The Company’s revenues primarily consist of product sales of high-performance memory subsystems to OEMs. Revenues also include sales of excess component inventories to distributors and other users of memory integrated circuits (“ICs”).  Such sales amounted to less than $0.1 million for each of the three and six months ended July 3, 2010, and totaled approximately $0.1 million for each of the three and six months ended July 4, 2009.

 

The Company recognizes revenues in accordance with the Financial Accounting Standards Board (“FASB”) Accounting Standards Codification (“ASC”) Topic 605.  Accordingly, the Company recognizes revenues when there is persuasive evidence of an arrangement, product delivery and acceptance have occurred, the sales price is fixed or determinable, and collectibility of the resulting receivable is reasonably assured.

 

The Company generally uses customer purchase orders and/or contracts as evidence of an arrangement.
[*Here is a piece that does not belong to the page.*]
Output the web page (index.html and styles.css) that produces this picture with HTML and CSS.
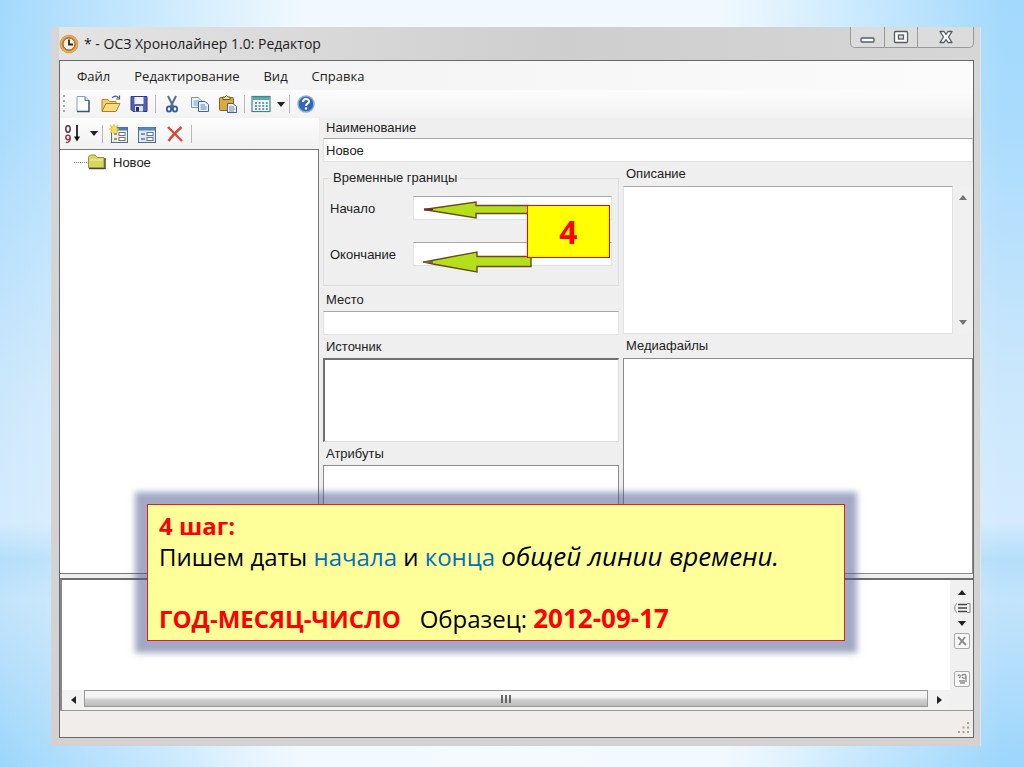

Delivery occurs when goods are shipped for customers with FOB Shipping Point terms and upon receipt for customers with FOB Destination terms, at which time title and risk of loss transfer to the customer. Shipping documents are used to verify delivery and customer acceptance. The Company assesses whether the sales price is fixed or determinable based on the payment terms associated with the transaction and whether the sales price is subject to refund. Customers are generally allowed limited rights of return for up to 30 days, except for sales of excess component inventories, which contain no right-of-return privileges. Estimated returns are provided for at the time of sale based on historical experience or specific identification of an event necessitating a reserve. The Company offers a standard product warranty to its customers and has no other post-shipment obligations. The Company assesses collectibility based on the creditworthiness of the customer as determined by credit checks and evaluations, as well as the customer’s payment history.

 

All amounts billed to customers related to shipping and handling are classified as revenues, while all costs incurred by the Company for shipping and handling are classified as cost of sales.

 

Cash and Cash Equivalents

 

Cash and cash equivalents consist of cash and short-term investments with original maturities of three months or less, other than short-term investments in securities that lack an active market.

 

Investments in Marketable Securities

 

The Company accounts for its investments in marketable securities in accordance with ASC Topic 320.  The Company determines the appropriate classification of its investments at the time of purchase and reevaluates such designation at each balance sheet date. The Company’s investments in marketable securities have been classified and accounted for as available-for-sale based on management’s investment intentions relating to these securities. Available-for-sale securities are stated at market value, generally based on market quotes, to the extent they are available. Unrealized gains and losses, net of applicable deferred taxes, are recorded as a component of other comprehensive income (loss). Realized gains and losses and declines in value judged to be other than temporary are determined based on the specific identification method and are reported in other income, net in the unaudited condensed consolidated statements of operations.

 

The Company generally invests its excess cash in domestic bank-issued certificates of deposit which carry federal deposit insurance, money market funds and in highly liquid debt instruments of U.S. municipalities, corporations and the U.S. government and its agencies. All highly liquid investments with stated maturities of three months or less from the date of purchase are classified as cash equivalents; all investments with stated maturities of greater than three months are classified as investments in marketable securities.

 

Fair Value of Financial Instruments

 

The Company’s financial instruments consist principally of cash and cash equivalents, investments in marketable securities, accounts receivable, accounts payable, accrued expenses and debt instruments.  Other than for certain investments in auction rate securities (see Note 4) commercial paper and short-term corporate bonds, the fair value of the Company’s cash equivalents and investments in marketable securities is determined based on quoted prices in active markets for identical assets or Level 1 inputs.  Because of their short-term nature, commercial paper and short-term corporate bonds are not frequently traded.  Although there are observable quotes for these securities, the markets are not considered active.  Accordingly, the fair values of these investments are based on Level 2 inputs.  The Company recognizes transfers between Levels 1 through 3 of the fair value hierarchy at the beginning of the reporting period.  The Company believes that the carrying values of all other financial instruments approximate their current fair values due to their nature and respective durations.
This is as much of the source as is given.